WHAT THE TASK ASKS
Leave out every picture, then transcribe the rest of the listing exactly.
--
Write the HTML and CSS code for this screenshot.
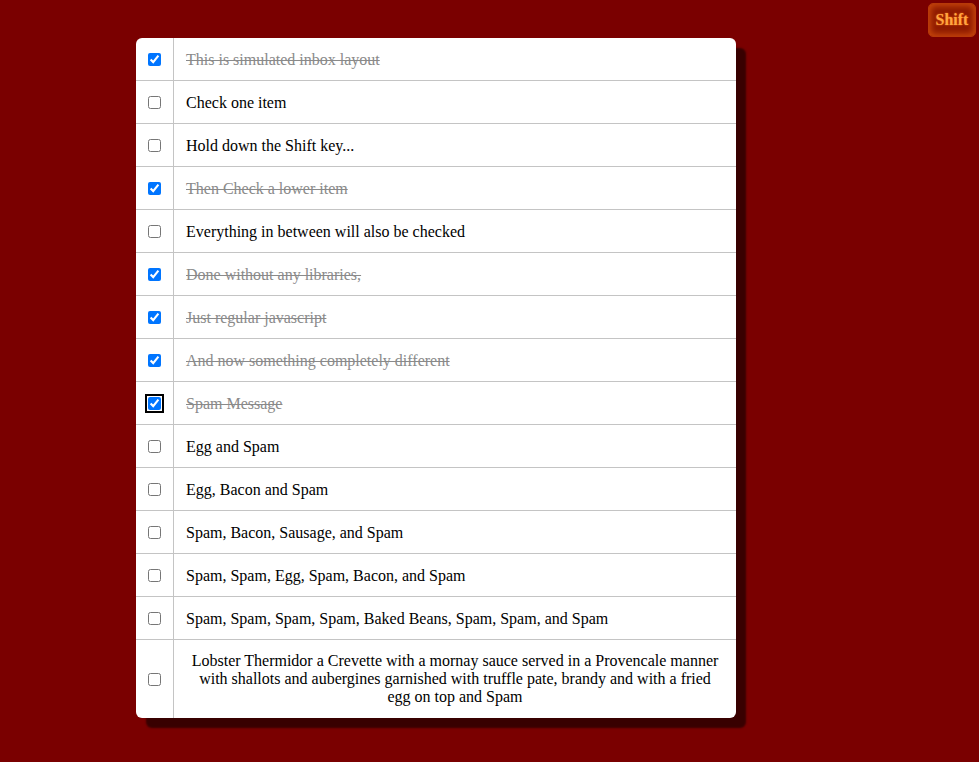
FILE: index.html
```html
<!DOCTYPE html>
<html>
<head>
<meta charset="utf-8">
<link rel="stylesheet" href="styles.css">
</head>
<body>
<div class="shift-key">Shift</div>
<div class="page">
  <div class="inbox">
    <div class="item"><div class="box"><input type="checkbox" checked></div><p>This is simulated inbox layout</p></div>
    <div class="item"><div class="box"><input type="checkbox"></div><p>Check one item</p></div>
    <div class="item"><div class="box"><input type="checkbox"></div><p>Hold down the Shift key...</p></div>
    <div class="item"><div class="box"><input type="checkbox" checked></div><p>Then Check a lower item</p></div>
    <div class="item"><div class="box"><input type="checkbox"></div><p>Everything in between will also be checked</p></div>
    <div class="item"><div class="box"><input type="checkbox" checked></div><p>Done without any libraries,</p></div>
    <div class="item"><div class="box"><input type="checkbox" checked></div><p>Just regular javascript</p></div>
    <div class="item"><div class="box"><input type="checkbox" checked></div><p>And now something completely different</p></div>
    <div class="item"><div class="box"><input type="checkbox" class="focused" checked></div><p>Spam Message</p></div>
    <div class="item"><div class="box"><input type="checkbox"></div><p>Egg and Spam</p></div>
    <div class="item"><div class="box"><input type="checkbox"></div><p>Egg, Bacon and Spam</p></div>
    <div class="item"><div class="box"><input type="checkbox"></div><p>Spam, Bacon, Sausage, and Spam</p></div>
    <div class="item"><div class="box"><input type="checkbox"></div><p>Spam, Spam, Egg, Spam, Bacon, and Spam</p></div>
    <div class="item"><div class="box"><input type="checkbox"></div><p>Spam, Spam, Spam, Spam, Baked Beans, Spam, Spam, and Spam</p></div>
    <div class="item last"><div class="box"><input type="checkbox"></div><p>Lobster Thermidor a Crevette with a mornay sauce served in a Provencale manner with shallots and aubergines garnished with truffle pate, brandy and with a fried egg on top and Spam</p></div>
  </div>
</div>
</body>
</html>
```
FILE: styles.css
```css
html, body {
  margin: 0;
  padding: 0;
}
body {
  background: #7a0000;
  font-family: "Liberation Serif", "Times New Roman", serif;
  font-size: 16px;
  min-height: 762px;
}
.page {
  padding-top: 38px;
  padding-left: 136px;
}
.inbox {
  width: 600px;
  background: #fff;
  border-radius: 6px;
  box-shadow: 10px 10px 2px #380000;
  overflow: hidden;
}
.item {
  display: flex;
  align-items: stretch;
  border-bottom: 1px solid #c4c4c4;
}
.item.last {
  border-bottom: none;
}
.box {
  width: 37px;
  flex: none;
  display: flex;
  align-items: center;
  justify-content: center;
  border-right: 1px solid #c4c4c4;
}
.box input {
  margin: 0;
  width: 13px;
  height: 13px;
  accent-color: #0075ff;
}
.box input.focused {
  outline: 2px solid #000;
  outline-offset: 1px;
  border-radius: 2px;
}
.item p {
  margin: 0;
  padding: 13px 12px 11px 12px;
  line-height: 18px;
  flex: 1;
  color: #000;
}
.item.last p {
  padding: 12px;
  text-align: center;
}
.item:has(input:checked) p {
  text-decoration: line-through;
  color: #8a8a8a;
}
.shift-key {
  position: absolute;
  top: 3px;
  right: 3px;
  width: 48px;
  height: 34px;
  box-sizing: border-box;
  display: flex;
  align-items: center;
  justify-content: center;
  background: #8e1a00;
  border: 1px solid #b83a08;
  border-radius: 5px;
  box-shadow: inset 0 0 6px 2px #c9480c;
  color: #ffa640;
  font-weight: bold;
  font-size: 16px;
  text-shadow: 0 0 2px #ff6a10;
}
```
--
EXERCISE RESPONSE
Write the HTML and CSS code for this screenshot.
FILE: index.html
```html
<!DOCTYPE html>
<html>
<head>
<meta charset="utf-8">
<link rel="stylesheet" href="styles.css">
</head>
<body>
<div class="shift-key">Shift</div>
<div class="page">
  <div class="inbox">
    <div class="item"><div class="box"><input type="checkbox" checked></div><p>This is simulated inbox layout</p></div>
    <div class="item"><div class="box"><input type="checkbox"></div><p>Check one item</p></div>
    <div class="item"><div class="box"><input type="checkbox"></div><p>Hold down the Shift key...</p></div>
    <div class="item"><div class="box"><input type="checkbox" checked></div><p>Then Check a lower item</p></div>
    <div class="item"><div class="box"><input type="checkbox"></div><p>Everything in between will also be checked</p></div>
    <div class="item"><div class="box"><input type="checkbox" checked></div><p>Done without any libraries,</p></div>
    <div class="item"><div class="box"><input type="checkbox" checked></div><p>Just regular javascript</p></div>
    <div class="item"><div class="box"><input type="checkbox" checked></div><p>And now something completely different</p></div>
    <div class="item"><div class="box"><input type="checkbox" class="focused" checked></div><p>Spam Message</p></div>
    <div class="item"><div class="box"><input type="checkbox"></div><p>Egg and Spam</p></div>
    <div class="item"><div class="box"><input type="checkbox"></div><p>Egg, Bacon and Spam</p></div>
    <div class="item"><div class="box"><input type="checkbox"></div><p>Spam, Bacon, Sausage, and Spam</p></div>
    <div class="item"><div class="box"><input type="checkbox"></div><p>Spam, Spam, Egg, Spam, Bacon, and Spam</p></div>
    <div class="item"><div class="box"><input type="checkbox"></div><p>Spam, Spam, Spam, Spam, Baked Beans, Spam, Spam, and Spam</p></div>
    <div class="item last"><div class="box"><input type="checkbox"></div><p>Lobster Thermidor a Crevette with a mornay sauce served in a Provencale manner with shallots and aubergines garnished with truffle pate, brandy and with a fried egg on top and Spam</p></div>
  </div>
</div>
</body>
</html>
```
FILE: styles.css
```css
html, body {
  margin: 0;
  padding: 0;
}
body {
  background: #7a0000;
  font-family: "Liberation Serif", "Times New Roman", serif;
  font-size: 16px;
  min-height: 762px;
}
.page {
  padding-top: 38px;
  padding-left: 136px;
}
.inbox {
  width: 600px;
  background: #fff;
  border-radius: 6px;
  box-shadow: 10px 10px 2px #380000;
  overflow: hidden;
}
.item {
  display: flex;
  align-items: stretch;
  border-bottom: 1px solid #c4c4c4;
}
.item.last {
  border-bottom: none;
}
.box {
  width: 37px;
  flex: none;
  display: flex;
  align-items: center;
  justify-content: center;
  border-right: 1px solid #c4c4c4;
}
.box input {
  margin: 0;
  width: 13px;
  height: 13px;
  accent-color: #0075ff;
}
.box input.focused {
  outline: 2px solid #000;
  outline-offset: 1px;
  border-radius: 2px;
}
.item p {
  margin: 0;
  padding: 13px 12px 11px 12px;
  line-height: 18px;
  flex: 1;
  color: #000;
}
.item.last p {
  padding: 12px;
  text-align: center;
}
.item:has(input:checked) p {
  text-decoration: line-through;
  color: #8a8a8a;
}
.shift-key {
  position: absolute;
  top: 3px;
  right: 3px;
  width: 48px;
  height: 34px;
  box-sizing: border-box;
  display: flex;
  align-items: center;
  justify-content: center;
  background: #8e1a00;
  border: 1px solid #b83a08;
  border-radius: 5px;
  box-shadow: inset 0 0 6px 2px #c9480c;
  color: #ffa640;
  font-weight: bold;
  font-size: 16px;
  text-shadow: 0 0 2px #ff6a10;
}
```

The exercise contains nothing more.